Dat kan goed zo zijn, maar het is ontegenzeggelijk waar dat de verwoorde sentimenten breed onder de bevolking leven. In een peiling van Le Figaro gaf 33 procent van de ondervraagden aan nog vertrouwen te hebben in de regering als het gaat om terreurbestrijding. Na de twee aanslagen van vorig jaar lag dat percentage nog op ruim 50 procent.
De regering probeert intussen duidelijk te maken dat ze beslist niet achterover heeft zitten leunen. Premier Valls meldde maandag nog dat de Franse veiligheidsdiensten een mogelijk „zeer dodelijke” aanslag hebben verijdeld, vlak voor de aftrap van het EK voetbal in Frankrijk. Hij voegde er bovendien aan toe dat er „de afgelopen maanden meerdere aanslagen” zijn verijdeld. Sinds 2013 zou het om zestien aanslagen gaan.
Het is de vraag of dergelijke cijfers helpen het negativisme over de regering te keren. De populariteit van Hollande en zijn regering is al maanden historisch laag.
Nog erger
„Laten we samen opstaan om de waarden van democratie, vrijheid en pluralisme uit te dragen”, zei Hollande januari vorig jaar na de aanslagen op Charlie Hebdo en een Joodse supermarkt. „We komen hier sterker uit. Vive la République, vive la France.”
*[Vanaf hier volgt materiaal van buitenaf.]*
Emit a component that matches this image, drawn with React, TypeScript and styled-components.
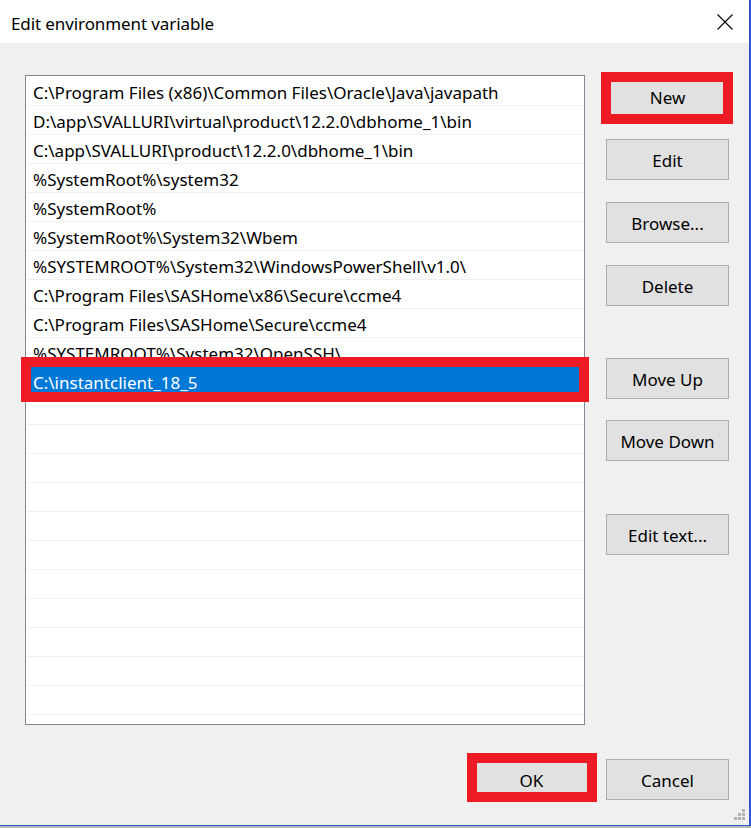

Maar inmiddels is duidelijk dat Frankrijk er niet sterker uitkomt. De samenleving raakt steeds sterker verdeeld en gepolariseerd, wat onder meer blijkt uit de opkomst van het Front National van Marine Le Pen. Patrick Calvar, chef-inlichtingendienst, sprak vorige week openlijk de vrees uit voor een burgeroorlog. Hij achtte het niet ondenkbaar dat extreemrechtse groeperingen wraak zullen gaan nemen door bijvoorbeeld moskeeën aan te vallen.
Dat gevoelen leeft veel breder. De in Nederland woonachtige Franse socioloog Laurent Chambon zei in het Algemeen Dagblad „voor het eerst” eveneens bang te zijn voor een burgeroorlog. „Mijn Franse vrienden kijken nu naar Israël. Onze realiteit lijkt steeds meer op de situatie daar.”
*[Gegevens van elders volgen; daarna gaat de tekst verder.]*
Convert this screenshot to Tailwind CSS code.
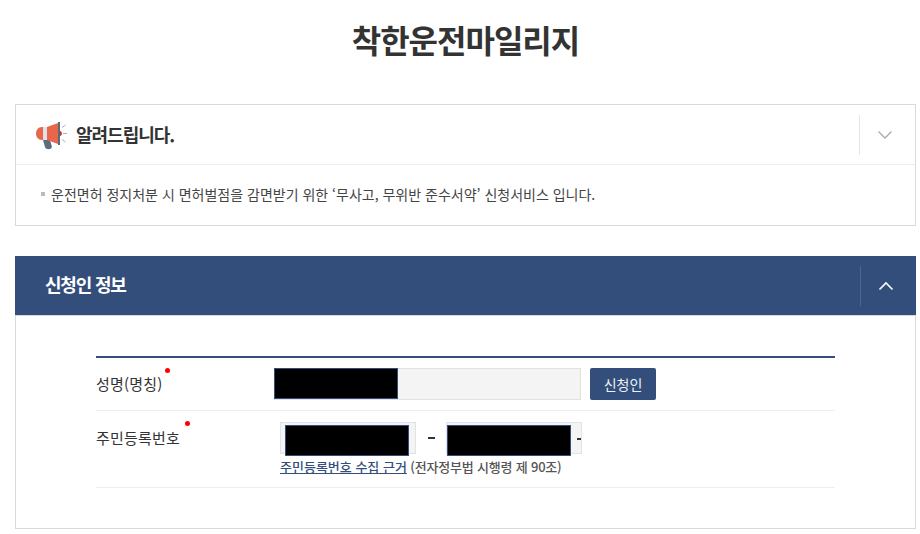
<!DOCTYPE html>
<html lang="ko">
<head>
    <meta charset="UTF-8">
    <title>착한운전마일리지</title>
    <script src="https://cdn.jsdelivr.net/npm/@tailwindcss/browser@4"></script>
</head>
<body class="bg-white font-['Noto_Sans_CJK_KR','Noto_Sans',sans-serif] text-[#333] overflow-hidden">
    <div class="w-[920px] h-[534px] pl-[15px] pr-[4px]">
        <h1 class="h-[104px] pt-[14px] text-center text-[32px] leading-[50px] font-bold tracking-[-1px] text-[#333]">착한운전마일리지</h1>

        <section class="border border-[#d9d9d9] h-[122px]">
            <div class="flex items-center h-[60px] border-b border-[#eee]">
                <div class="flex items-center flex-1 pl-[20px] -mt-[2px]">
                    <svg width="36" height="32" viewBox="0 0 36 32">
                        <path d="M7 22 H14 L16 29 C15 32 10 32 9 29Z" fill="#5b6b7c"/>
                        <path d="M7 9 V22 H6 C2 22 0 19 0 15.500 C0 12 2 9 6 9Z" fill="#e8674a"/>
                        <rect x="7" y="9" width="4" height="13" fill="#dfe3e8"/>
                        <path d="M11 9 L22 5 V26 L11 22Z" fill="#e8674a"/>
                        <path d="M22 4 H24 V27 H22Z" fill="#5b6b7c"/>
                        <path d="M24 13 C26.500 13 26.500 18 24 18Z" fill="#c0392b"/>
                        <path d="M27 15.500 H31 M26 9.500 L29.500 7 M26 21.500 L29.500 24" stroke="#aab4be" stroke-width="1" fill="none"/>
                    </svg>
                    <span class="ml-[4px] text-[18px] leading-[28px] font-bold tracking-[-1px] text-[#333]">알려드립니다.</span>
                </div>
                <div class="w-[56px] h-[40px] border-l border-[#e5e5e5] flex items-center justify-center pr-[6px]">
                    <svg width="16" height="10" viewBox="0 0 16 10" fill="none"><path d="M1.5 1.5 L8 8 L14.500 1.500" stroke="#a9a9a9" stroke-width="1.300"/></svg>
                </div>
            </div>
            <div class="flex items-center pl-[25px] pt-[19px] text-[14px] leading-[20px] text-[#444]">
                <span class="w-[4px] h-[4px] bg-[#bbb] mr-[6px]"></span>
                <p>운전면허 정지처분 시 면허벌점을 감면받기 위한 ‘무사고, 무위반 준수서약’ 신청서비스 입니다.</p>
            </div>
        </section>

        <section class="mt-[30px] h-[273px] border-x border-b border-[#d9d9d9]">
            <div class="flex items-center h-[60px] -mx-px bg-[#334e7a] border-b border-[#d9d9d9]">
                <h2 class="flex-1 pl-[30px] -mt-[2px] text-[18px] font-bold tracking-[-1.200px] text-white">신청인 정보</h2>
                <div class="w-[56px] h-[40px] border-l border-[#4d6690] flex items-center justify-center pr-[6px]">
                    <svg width="16" height="10" viewBox="0 0 16 10" fill="none"><path d="M1.5 8.500 L8 2 L14.500 8.500" stroke="#fff" stroke-width="1.600"/></svg>
                </div>
            </div>

            <div class="mx-[80px] mt-[40px] border-t-2 border-[#334e7a] text-[15px] tracking-[0.2px] text-[#333]">
                <div class="flex h-[53px] border-b border-[#eee]">
                    <div class="w-[178px] pt-[14px] leading-[24px] relative">
                        성명(명칭)
                        <span class="absolute left-[69px] top-[10px] w-[5px] h-[5px] rounded-full bg-[#f00]"></span>
                    </div>
                    <div class="flex pt-[10px]">
                        <div class="w-[307px] h-[32px] bg-[#f4f4f4] border border-[#e2e2e2]">
                            <div class="w-[124px] h-[31px] -mt-px -ml-px bg-black border border-[#334e7a]"></div>
                        </div>
                        <button class="ml-[9px] w-[66px] h-[32px] bg-[#334e7a] rounded-[2px] text-[14px] tracking-normal text-[#eef1f6]">신청인</button>
                    </div>
                </div>
                <div class="flex h-[77px] border-b border-[#eee]">
                    <div class="w-[184px] pt-[15px] leading-[24px] relative">
                        주민등록번호
                        <span class="absolute left-[89px] top-[10px] w-[5px] h-[5px] rounded-full bg-[#f00]"></span>
                    </div>
                    <div class="pt-[10px]">
                        <div class="flex items-center h-[33px]">
                            <div class="w-[136px] h-[32px] bg-[#f4f4f4] border border-[#e2e2e2] pl-[4px] pt-[2px]">
                                <div class="w-[124px] h-[31px] bg-black border border-[#334e7a]"></div>
                            </div>
                            <span class="w-[30px] flex justify-center"><span class="w-[7px] h-[2px] bg-[#333]"></span></span>
                            <div class="relative w-[136px] h-[32px] bg-[#f4f4f4] border border-[#e2e2e2] pt-[2px]">
                                <div class="w-[124px] h-[31px] bg-black border border-[#334e7a]"></div>
                                <span class="absolute left-[130px] top-[15px] w-[4px] h-[2px] bg-[#333]"></span>
                            </div>
                        </div>
                        <p class="text-[13px] leading-[16px] mt-[5px] tracking-[-0.2px] font-medium text-[#555]"><a class="text-[#334e7a] underline tracking-normal">주민등록번호 수집 근거</a> (전자정부법 시행령 제 90조)</p>
                    </div>
                </div>
            </div>
        </section>
    </div>
</body>
</html>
Een vriend van Chambon, rechter in Parijs, vertelde hem hoeveel aanslagen de laatste maanden zijn mislukt en voorkomen. „Er komt nog meer”, zei hij.
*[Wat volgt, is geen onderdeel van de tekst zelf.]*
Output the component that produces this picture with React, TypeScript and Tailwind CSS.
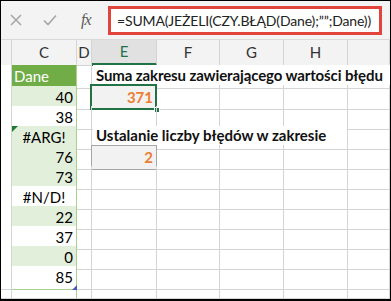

In het linkse blad Libération zei politicoloog Jean-Yves Camus vorige week: „Ik denk niet dat de bevolking van een land oneindig massale aanslagen kan verteren en uitdrijven met herdenkingen.”
Hoe verder?
Maar hoe dan wel? Welke maatregelen zijn er nodig?
Dat het anders moet, onderkende recent nog een parlementaire onderzoekscommissie, die uitsprak dat de Franse inlichtingen- en veiligheidsdiensten onvoldoende waren voorbereid op een terroristische aanslag zoals in november in Parijs. De commissie deed vijf maanden onderzoek naar het handelen van de betrokken diensten.
Er rukten in november bijvoorbeeld verschillende eenheden uit na de aanslagen die slecht met elkaar communiceerden. De wet belemmerde vervolgens de bestorming van Bataclan. Een belangrijk manco is ook dat Franse inlichtingendiensten onder verschillende ministeries vallen. Er is dus meer samenwerking nodig.
De noodtoestand, die Hollande na Nice subiet weer verlengde, heeft volgens een eerdere onderzoekscommissie weinig nut, evenmin als de inzet van militairen. Onderzoeken die een link hadden met terrorisme werden in de afgelopen maanden nauwelijks gedaan, aldus de commissie. Wel veel andere onderzoeken, waarvoor de politie handig gebruiktmaakte van de noodtoestand.
Wat wel? De regering moet meer verbinden, zegt de een. Sociale uitsluiting tegengaan, werk maken van scholing. De Franse waarden van vrijheid, gelijkheid en broederschap hooghouden.
Harder optreden, zegt de ander. „Onze samenleving reageert met medelijden, emoties, bloemen en tweets”, foeterde filosoof Pacal Bruckner in Le Figaro. „Maar we moeten de haat van deze mensen vernietigen of wij zullen zelf vernietigd worden.”
Wat Bruckner betreft zijn de hoge Franse waarden van vrijheid en openheid nu even ondergeschikt. „De eerste levensbehoefte is het redden van ons lichaam, niet van onze principes.”
De Franse zoektocht naar omgang met terreur wordt steeds urgenter. „Het zal nog erger worden, en niemand heeft er een antwoord op”, somberde socioloog Chambon.